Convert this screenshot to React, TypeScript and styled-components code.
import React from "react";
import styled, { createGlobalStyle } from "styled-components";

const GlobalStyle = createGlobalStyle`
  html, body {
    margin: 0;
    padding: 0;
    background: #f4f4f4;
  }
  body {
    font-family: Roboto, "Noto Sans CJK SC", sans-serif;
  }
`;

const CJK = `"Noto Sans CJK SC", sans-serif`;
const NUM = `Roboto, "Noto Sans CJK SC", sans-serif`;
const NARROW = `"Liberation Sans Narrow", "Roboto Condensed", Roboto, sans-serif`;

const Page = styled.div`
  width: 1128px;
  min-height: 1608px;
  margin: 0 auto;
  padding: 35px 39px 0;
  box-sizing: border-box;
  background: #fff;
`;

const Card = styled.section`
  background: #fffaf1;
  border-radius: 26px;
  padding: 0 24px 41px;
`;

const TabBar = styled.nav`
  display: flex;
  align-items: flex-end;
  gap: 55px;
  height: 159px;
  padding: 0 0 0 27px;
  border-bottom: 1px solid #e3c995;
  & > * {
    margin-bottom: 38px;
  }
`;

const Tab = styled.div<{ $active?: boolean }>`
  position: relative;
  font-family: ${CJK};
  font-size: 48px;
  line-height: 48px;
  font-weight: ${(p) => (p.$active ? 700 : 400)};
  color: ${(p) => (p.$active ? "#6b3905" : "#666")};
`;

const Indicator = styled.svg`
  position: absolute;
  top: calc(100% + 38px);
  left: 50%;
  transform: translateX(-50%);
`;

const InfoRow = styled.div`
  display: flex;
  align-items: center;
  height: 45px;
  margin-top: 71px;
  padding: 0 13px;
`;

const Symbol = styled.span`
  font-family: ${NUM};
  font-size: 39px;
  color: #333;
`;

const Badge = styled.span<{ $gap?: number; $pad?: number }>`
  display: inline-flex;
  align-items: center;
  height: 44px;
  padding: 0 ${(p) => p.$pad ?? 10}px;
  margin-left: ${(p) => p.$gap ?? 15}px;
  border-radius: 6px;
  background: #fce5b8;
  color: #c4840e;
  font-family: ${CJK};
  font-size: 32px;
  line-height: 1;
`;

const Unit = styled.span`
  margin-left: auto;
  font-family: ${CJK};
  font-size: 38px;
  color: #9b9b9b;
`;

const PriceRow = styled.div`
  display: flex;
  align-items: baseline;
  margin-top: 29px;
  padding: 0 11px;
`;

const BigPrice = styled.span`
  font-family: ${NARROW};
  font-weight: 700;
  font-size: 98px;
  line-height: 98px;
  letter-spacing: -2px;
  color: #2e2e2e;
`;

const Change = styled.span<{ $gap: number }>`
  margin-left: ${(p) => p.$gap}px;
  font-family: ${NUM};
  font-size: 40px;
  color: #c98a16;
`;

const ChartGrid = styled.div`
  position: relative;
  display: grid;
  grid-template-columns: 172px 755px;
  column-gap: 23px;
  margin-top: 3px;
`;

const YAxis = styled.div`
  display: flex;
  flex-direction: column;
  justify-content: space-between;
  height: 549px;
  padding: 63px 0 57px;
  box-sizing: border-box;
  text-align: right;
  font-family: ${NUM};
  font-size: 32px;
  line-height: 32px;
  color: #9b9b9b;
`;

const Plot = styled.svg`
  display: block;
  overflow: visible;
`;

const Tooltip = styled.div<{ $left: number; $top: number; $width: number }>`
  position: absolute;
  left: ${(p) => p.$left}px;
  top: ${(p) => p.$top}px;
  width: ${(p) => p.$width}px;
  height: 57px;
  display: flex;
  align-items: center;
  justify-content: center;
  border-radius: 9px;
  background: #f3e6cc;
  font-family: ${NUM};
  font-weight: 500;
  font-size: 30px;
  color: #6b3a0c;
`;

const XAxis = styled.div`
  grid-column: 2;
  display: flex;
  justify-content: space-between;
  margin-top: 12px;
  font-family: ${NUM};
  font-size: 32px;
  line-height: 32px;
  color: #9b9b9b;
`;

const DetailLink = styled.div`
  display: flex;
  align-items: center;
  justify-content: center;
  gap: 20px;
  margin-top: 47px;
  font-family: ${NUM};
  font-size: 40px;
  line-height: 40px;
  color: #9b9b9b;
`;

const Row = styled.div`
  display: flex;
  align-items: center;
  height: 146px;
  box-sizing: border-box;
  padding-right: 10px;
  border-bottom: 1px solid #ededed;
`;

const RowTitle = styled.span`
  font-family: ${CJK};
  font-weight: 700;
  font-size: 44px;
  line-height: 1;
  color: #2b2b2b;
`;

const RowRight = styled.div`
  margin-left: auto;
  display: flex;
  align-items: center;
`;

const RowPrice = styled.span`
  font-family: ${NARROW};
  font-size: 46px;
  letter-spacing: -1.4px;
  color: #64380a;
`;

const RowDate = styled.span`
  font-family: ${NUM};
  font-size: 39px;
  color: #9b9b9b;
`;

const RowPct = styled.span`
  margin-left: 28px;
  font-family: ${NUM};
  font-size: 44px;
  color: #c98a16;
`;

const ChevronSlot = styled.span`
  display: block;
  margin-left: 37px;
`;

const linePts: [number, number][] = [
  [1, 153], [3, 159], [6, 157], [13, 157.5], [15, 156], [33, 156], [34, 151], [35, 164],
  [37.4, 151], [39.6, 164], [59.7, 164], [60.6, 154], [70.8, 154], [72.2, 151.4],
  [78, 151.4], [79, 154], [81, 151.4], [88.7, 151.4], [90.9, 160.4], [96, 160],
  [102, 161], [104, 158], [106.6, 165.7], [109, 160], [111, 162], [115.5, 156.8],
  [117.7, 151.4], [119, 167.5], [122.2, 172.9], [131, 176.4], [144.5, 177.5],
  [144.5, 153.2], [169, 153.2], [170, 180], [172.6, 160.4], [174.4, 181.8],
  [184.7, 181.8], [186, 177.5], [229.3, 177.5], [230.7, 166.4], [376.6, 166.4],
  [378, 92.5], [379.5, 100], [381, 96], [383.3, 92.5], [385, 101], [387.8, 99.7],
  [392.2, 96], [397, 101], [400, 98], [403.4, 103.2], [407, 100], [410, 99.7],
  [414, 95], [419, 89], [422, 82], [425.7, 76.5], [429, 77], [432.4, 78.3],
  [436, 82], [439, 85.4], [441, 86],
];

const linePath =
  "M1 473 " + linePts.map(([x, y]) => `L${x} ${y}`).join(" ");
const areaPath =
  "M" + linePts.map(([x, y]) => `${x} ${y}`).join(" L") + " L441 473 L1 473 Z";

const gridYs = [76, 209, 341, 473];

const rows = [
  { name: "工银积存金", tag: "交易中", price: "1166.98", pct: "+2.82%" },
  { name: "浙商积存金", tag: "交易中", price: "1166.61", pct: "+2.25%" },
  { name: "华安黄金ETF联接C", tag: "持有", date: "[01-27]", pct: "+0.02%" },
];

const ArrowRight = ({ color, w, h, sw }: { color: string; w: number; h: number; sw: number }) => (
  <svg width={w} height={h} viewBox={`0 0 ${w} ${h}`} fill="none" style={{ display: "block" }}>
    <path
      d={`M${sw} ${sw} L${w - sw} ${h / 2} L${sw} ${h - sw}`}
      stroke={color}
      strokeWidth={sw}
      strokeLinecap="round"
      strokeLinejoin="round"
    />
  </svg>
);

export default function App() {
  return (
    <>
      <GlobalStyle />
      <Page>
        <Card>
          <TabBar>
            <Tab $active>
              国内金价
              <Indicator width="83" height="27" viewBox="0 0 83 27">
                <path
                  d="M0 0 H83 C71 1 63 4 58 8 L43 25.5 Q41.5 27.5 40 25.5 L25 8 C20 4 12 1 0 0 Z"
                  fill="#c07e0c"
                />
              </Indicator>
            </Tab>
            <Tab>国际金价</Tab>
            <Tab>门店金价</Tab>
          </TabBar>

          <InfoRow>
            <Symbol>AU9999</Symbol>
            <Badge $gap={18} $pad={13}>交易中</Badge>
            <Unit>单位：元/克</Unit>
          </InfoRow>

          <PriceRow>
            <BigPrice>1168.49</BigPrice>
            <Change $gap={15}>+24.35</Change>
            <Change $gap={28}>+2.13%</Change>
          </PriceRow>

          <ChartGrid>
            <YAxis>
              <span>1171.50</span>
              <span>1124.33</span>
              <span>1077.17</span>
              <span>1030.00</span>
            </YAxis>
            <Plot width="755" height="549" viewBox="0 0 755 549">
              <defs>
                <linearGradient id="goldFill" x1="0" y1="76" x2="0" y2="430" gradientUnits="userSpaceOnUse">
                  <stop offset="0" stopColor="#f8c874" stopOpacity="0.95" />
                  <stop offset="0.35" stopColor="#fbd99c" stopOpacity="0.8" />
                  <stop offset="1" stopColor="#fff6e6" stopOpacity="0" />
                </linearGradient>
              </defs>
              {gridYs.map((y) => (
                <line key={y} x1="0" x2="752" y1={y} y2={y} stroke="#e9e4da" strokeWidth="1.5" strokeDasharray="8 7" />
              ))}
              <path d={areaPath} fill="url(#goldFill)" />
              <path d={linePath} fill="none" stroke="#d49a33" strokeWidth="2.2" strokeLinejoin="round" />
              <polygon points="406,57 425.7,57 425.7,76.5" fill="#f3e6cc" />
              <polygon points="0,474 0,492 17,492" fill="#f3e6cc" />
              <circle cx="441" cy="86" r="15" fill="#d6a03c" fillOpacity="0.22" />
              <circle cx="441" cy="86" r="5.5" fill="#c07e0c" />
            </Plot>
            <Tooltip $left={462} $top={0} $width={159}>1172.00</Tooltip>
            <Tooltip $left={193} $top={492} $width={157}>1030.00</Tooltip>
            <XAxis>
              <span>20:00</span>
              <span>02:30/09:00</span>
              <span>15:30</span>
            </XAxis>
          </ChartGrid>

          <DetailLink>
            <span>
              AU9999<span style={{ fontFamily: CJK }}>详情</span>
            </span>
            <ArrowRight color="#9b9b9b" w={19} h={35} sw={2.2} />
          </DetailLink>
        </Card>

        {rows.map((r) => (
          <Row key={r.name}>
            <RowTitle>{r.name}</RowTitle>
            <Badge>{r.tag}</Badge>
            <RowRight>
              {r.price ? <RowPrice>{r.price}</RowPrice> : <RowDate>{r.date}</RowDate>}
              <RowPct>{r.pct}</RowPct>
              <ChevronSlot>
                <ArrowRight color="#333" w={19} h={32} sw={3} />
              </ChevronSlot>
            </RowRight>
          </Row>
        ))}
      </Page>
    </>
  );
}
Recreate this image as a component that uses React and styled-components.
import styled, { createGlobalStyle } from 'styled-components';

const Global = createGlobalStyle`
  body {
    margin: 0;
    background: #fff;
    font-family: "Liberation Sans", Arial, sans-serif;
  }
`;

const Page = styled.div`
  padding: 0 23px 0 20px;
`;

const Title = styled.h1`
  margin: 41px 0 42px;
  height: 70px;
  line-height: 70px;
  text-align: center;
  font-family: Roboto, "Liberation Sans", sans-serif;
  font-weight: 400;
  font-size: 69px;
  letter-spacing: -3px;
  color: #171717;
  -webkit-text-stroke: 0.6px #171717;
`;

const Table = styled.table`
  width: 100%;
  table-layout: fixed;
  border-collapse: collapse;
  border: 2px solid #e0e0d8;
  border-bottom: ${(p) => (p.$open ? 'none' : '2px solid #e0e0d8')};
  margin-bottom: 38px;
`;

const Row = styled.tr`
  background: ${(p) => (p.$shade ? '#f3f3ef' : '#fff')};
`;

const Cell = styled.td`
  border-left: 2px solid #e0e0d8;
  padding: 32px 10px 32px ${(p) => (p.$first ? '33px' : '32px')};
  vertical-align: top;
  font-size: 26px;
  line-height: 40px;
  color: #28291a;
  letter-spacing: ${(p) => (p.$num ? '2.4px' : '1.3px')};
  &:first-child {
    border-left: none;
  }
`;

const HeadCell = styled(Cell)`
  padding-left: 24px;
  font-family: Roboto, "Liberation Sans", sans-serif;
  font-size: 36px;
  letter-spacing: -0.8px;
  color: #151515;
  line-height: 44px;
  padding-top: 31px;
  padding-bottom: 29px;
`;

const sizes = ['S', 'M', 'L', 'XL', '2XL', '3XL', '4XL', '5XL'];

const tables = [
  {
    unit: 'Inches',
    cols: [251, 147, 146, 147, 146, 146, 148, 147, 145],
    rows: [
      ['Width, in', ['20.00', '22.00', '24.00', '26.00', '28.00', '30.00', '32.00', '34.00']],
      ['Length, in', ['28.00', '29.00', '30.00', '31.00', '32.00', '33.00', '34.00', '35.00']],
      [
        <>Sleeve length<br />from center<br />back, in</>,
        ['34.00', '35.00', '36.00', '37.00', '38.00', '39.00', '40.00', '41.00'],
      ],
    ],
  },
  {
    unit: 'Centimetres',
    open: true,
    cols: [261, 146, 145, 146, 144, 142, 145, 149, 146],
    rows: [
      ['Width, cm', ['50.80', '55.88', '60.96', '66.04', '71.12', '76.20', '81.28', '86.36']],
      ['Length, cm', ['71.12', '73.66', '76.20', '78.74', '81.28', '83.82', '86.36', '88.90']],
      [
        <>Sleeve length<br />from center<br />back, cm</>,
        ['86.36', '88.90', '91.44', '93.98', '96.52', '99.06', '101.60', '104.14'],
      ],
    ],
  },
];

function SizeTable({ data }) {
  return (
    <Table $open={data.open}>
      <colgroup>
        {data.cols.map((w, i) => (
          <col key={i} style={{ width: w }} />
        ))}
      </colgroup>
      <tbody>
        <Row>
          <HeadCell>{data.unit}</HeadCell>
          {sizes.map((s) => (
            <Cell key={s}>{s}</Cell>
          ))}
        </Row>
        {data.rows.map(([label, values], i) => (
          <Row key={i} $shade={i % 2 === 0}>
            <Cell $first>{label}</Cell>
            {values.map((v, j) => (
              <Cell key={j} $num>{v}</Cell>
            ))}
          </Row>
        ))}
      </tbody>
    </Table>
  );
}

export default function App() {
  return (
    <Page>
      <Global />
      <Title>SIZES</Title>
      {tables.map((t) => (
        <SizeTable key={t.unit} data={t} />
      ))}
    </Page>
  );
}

■ **What to do**
Reproduce, exactly as written, the stretch of lines whose first line is the one with "Recreate this image" and whose last line is the one with "const sizes = ['S', 'M', 'L', 'XL', '2XL', '3XL', '4XL', '5XL'];".

■ **Answer in full**
Recreate this image as a component that uses React and styled-components.
import styled, { createGlobalStyle } from 'styled-components';

const Global = createGlobalStyle`
  body {
    margin: 0;
    background: #fff;
    font-family: "Liberation Sans", Arial, sans-serif;
  }
`;

const Page = styled.div`
  padding: 0 23px 0 20px;
`;

const Title = styled.h1`
  margin: 41px 0 42px;
  height: 70px;
  line-height: 70px;
  text-align: center;
  font-family: Roboto, "Liberation Sans", sans-serif;
  font-weight: 400;
  font-size: 69px;
  letter-spacing: -3px;
  color: #171717;
  -webkit-text-stroke: 0.6px #171717;
`;

const Table = styled.table`
  width: 100%;
  table-layout: fixed;
  border-collapse: collapse;
  border: 2px solid #e0e0d8;
  border-bottom: ${(p) => (p.$open ? 'none' : '2px solid #e0e0d8')};
  margin-bottom: 38px;
`;

const Row = styled.tr`
  background: ${(p) => (p.$shade ? '#f3f3ef' : '#fff')};
`;

const Cell = styled.td`
  border-left: 2px solid #e0e0d8;
  padding: 32px 10px 32px ${(p) => (p.$first ? '33px' : '32px')};
  vertical-align: top;
  font-size: 26px;
  line-height: 40px;
  color: #28291a;
  letter-spacing: ${(p) => (p.$num ? '2.4px' : '1.3px')};
  &:first-child {
    border-left: none;
  }
`;

const HeadCell = styled(Cell)`
  padding-left: 24px;
  font-family: Roboto, "Liberation Sans", sans-serif;
  font-size: 36px;
  letter-spacing: -0.8px;
  color: #151515;
  line-height: 44px;
  padding-top: 31px;
  padding-bottom: 29px;
`;

const sizes = ['S', 'M', 'L', 'XL', '2XL', '3XL', '4XL', '5XL'];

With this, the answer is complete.